An e-bike combines your own effort with the power of an electric motor. This motor assists you up to around 25km/hr. The battery supplies the current for that extra push. The motor of the e-bike is fitted in the middle, or to the rear or front wheel of the bike. Smart sensors measure your speed, pedal force and rotation and use this information to provide the appropriate electric assistance.
E-bikes are easy to operate with controls on the handlebar, allowing you to select the level of assistance. There is also a display on your handlebar with a readout for information such as your speed, distance and remaining battery life.
Staying Safe While Exploring Squamish’s Great Outdoors
Situated mid-way between Whistler and Vancouver, Squamish is a vast recreational area to explore, with breathtaking views and interesting stops. Pedalling through areas like Garibaldi Highlands, Valleycliffe, or heading out on Highway 99 to Britannia Beach and Porteau Cove covers quite the distance, and wind and hills can draw more energy than expected. Good thing you brought the e-bike.
In Squamish, e-bikers are limited to riding on trails designated for e-bike use by Recreation Sites and Trails BC. Safety was very much a concern when selecting the trails, with the rising number of bikers riding across BC’s 700+ trails, with consideration to average levels of fitness, cycling techniques and skill, general e-bike knowledge and the lengths of the trails. E-bikes will also not be allowed in areas closed to motor vehicles or regular bikes but will be allowed on active transportation trails. It’s recommended that you discuss your intended route with the shop where you rent your e-bike.
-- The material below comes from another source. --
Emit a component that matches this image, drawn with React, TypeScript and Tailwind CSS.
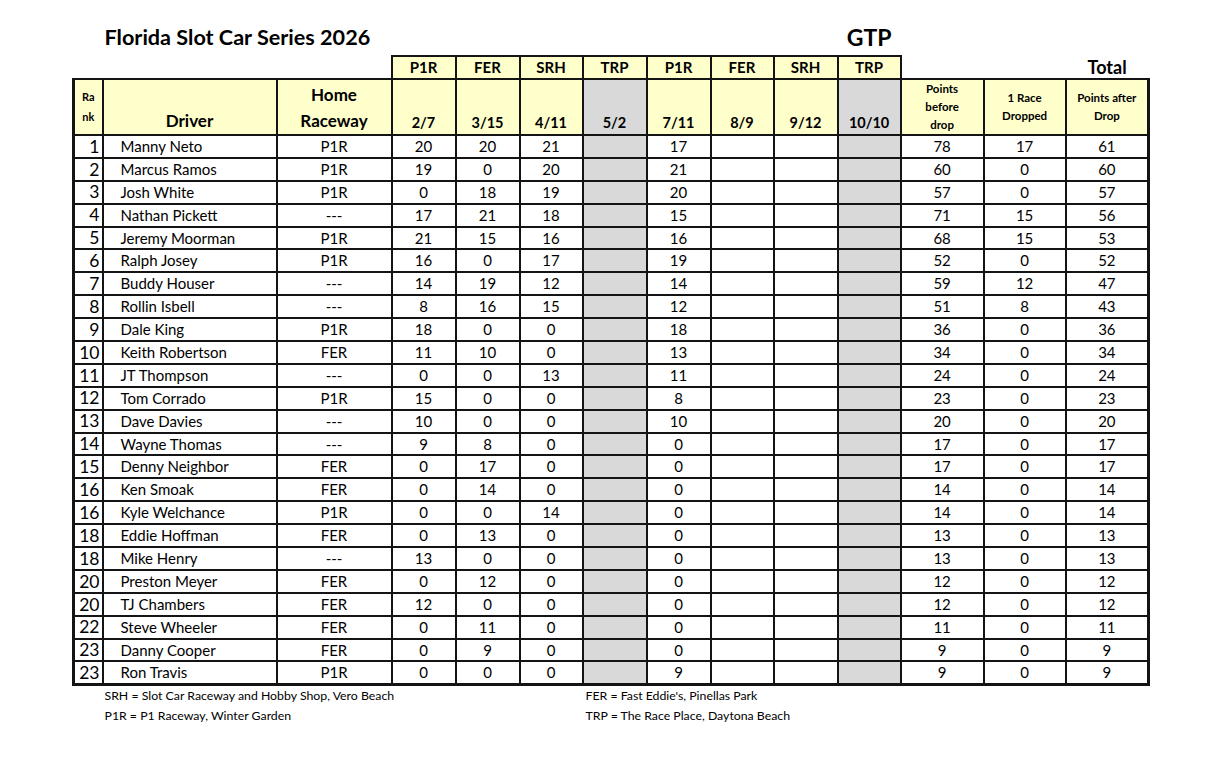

In British Columbia, e-bikers are required to hold a valid drivers’ license. The British Columbia court ruled that e-bikes do not meet the province’s definition of a motor-assisted cycle, as they are not operated primarily by human power; and they look and function more like mopeds and scooters. Therefore, e-bikes require registration and drivers must have a drivers’ license to ride on BC roads legally.
Within the town of Squamish, most major streets have paved bike lanes on their shoulders and e-bikes are not permitted on sidewalks. With the speeds e-bikes can achieve, the safety of pedestrians, hikers, other cyclists and even horses must always be the top priority.
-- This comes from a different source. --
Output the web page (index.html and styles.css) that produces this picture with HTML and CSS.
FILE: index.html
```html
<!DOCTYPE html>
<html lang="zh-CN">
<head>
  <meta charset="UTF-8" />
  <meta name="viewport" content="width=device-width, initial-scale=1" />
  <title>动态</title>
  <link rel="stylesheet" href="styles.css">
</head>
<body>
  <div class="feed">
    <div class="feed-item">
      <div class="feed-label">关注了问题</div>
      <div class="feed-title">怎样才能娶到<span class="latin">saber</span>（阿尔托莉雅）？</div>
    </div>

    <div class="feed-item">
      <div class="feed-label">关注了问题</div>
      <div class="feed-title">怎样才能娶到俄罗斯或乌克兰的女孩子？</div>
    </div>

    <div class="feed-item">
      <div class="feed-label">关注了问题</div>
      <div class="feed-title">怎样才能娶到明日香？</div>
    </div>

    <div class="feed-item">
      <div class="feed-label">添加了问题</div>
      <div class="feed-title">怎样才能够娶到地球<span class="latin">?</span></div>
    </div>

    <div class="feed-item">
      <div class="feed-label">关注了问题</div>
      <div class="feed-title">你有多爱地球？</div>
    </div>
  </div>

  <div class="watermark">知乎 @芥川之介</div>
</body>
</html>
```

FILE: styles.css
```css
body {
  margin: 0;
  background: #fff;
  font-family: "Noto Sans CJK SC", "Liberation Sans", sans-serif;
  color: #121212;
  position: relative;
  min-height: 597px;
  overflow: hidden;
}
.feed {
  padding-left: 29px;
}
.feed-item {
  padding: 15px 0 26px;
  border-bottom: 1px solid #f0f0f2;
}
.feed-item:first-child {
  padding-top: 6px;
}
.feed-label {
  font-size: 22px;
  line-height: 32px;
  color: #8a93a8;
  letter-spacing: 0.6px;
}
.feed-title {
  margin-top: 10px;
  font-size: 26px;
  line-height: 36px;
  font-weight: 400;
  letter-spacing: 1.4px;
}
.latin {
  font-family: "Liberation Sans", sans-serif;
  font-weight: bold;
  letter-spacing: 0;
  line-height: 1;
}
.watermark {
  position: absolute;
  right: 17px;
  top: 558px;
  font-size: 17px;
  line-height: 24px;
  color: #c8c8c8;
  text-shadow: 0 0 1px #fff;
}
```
A Few of Squamish’s Most Popular E-bike Trails
Squamish is known for its lush green rainforests and outstanding mountain bike trails. Here are some of its roughly 20 e-bike-approved trails to explore.
Angry Midget Trail
If you have some mountain bike experience and are looking for a challenging trail, and your e-bike is equipped with front shocks, this 1.1km singletrack black-rated trail is perfect. Situated just up the hill from Half Nelson, Angry Midget is fast, with a constant descent through the Garibaldi Park trees. As you progress further into this technical trail, you will navigate by some root challenges and ladder bridges. You access this trail by riding up Ring Creek Road, a little past Half Nelson.
Elfin Lake Trail
Elfin Lake Trail is the only e-bike approved trail in Garibaldi Provincial Park, an out-and-back trail that’s 21km return, with a 639 m climb. What makes Elfin Lake a must-ride is the spectacular views of Mount Garibaldi, Atwell Peak and vast alpine meadows from the ridge.
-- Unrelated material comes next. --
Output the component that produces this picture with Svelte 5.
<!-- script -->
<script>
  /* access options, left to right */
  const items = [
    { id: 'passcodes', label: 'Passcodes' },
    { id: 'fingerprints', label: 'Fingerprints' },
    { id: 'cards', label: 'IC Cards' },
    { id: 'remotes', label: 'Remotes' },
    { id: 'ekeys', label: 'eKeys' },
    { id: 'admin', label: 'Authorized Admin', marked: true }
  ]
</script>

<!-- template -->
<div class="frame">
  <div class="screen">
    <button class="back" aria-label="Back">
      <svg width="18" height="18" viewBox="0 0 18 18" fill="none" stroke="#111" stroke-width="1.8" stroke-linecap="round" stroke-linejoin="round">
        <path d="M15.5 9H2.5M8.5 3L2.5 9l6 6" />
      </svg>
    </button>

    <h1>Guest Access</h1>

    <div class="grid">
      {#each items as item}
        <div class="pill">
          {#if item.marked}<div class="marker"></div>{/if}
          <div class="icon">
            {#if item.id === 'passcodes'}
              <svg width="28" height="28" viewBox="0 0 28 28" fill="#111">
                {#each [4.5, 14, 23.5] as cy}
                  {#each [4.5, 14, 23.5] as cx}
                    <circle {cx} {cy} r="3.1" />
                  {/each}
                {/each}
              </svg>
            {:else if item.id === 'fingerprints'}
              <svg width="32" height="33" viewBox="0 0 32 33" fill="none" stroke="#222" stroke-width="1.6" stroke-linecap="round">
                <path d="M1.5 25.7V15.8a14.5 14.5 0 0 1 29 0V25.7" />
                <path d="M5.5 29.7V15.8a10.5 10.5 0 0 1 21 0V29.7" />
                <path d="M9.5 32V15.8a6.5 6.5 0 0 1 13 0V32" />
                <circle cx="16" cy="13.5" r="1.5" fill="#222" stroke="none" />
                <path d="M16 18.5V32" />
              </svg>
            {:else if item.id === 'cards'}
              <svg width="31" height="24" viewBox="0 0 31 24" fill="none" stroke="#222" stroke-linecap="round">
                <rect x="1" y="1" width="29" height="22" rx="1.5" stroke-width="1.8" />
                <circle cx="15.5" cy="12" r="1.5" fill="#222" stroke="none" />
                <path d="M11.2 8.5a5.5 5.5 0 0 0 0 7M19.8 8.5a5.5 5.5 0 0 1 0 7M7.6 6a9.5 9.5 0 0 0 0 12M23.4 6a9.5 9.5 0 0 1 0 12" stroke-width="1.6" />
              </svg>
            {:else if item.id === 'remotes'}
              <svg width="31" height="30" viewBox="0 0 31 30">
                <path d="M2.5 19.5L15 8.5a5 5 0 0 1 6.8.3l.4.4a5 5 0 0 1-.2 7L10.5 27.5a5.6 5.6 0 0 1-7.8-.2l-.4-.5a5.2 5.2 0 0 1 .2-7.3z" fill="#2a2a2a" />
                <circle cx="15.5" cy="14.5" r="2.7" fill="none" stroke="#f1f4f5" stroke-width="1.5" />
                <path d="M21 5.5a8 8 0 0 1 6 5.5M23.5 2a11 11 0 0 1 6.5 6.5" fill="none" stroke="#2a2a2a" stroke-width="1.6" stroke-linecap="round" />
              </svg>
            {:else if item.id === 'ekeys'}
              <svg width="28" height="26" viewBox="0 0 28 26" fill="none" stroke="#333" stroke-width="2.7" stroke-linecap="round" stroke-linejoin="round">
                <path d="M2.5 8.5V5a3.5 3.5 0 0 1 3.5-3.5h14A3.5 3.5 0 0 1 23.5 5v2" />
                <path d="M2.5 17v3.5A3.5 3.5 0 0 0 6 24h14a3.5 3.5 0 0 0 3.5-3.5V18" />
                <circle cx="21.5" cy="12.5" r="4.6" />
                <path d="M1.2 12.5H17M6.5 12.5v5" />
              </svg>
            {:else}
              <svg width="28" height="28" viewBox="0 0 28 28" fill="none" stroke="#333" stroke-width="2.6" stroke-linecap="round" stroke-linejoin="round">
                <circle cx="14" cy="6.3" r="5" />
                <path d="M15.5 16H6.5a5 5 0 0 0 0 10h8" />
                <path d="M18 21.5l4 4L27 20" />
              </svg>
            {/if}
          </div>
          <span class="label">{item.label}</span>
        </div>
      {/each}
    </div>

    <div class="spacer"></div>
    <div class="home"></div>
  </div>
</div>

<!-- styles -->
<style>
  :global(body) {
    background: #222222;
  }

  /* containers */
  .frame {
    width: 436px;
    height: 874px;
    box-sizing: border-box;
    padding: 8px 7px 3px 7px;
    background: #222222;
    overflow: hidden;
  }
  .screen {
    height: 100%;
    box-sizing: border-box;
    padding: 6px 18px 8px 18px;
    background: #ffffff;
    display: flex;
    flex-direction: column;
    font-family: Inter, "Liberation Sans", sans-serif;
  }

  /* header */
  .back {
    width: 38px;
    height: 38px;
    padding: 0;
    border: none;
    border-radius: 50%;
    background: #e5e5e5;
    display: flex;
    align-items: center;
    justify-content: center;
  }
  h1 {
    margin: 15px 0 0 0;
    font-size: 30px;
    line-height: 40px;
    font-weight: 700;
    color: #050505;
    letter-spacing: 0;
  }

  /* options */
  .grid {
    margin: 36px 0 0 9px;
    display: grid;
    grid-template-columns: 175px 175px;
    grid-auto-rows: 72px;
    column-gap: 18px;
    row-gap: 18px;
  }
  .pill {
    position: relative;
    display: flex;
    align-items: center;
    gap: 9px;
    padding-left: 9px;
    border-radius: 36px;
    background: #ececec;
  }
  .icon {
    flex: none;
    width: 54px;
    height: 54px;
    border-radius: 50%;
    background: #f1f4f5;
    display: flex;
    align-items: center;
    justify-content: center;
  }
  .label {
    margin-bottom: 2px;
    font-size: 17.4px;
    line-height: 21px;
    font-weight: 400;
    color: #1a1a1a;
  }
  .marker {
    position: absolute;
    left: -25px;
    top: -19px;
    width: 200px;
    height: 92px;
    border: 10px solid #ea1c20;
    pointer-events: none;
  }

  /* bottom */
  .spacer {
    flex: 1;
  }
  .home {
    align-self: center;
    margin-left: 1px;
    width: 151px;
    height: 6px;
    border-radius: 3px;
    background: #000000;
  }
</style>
The first 2km of the ride can be challenging for beginners, with steep sections and loose rock; but it gets considerably easier after that. This is a heavily trafficked trail, so it’s important to keep your eyes open for hikers and other riders.
You access Elfin Lake Trail by taking Mamquam Road off the Sea to Sky Highway. There are two day-use shelters along the trail – the Red Heather Hut and the Elfin Lakes Cabin – which make great places for a rest and to grab a bite to eat. With advance reservations, it’s possible to overnight at the Elfin Lakes Cabin, the usual turnaround point for this trail.
Half Nelson Trail
Located in the Diamond Head trail network, this 1.9km singletrack trail is great for beginners, intermediate and expert riders alike. It is not too techy and contains a couple of tabletop jumps in the mid-section and plenty of wood bridges that make for an exciting and varied ride.
Easily one of Squamish’s most popular trails, Half Nelson comprises rock rollers, jumps and berms. There are also a few creek bed crossings and a switchback area with rollers to add to the thrill. You access this downhill pump trail from Garibaldi Park Road.
Ray Peters Trail – Green Loop
This easy 7.2km singletrack trail is ideal if you want to hone your off-road biking skills or ride with the kids because it doesn’t have much elevation gain.
If you’re looking for a trail with a magnificent mountain view of the Garibaldi Highlands, the fresh scent of forest greenery, Ray Peters is a good pick. This trail contains wooden features and countless loops. There are sixteen other trails crisscrossing the area, so you should set a GPS marker on your phone at the trailhead to avoid getting lost. You can access Ray Peters Trail from Ross Road.
Wonderland is a beautiful 2.9km cross-country trail with easy corners, some wooden features and low-lying bridges. It’s the perfect choice if you want a smooth ride through the dense forest of Alice Lake Provincial Park.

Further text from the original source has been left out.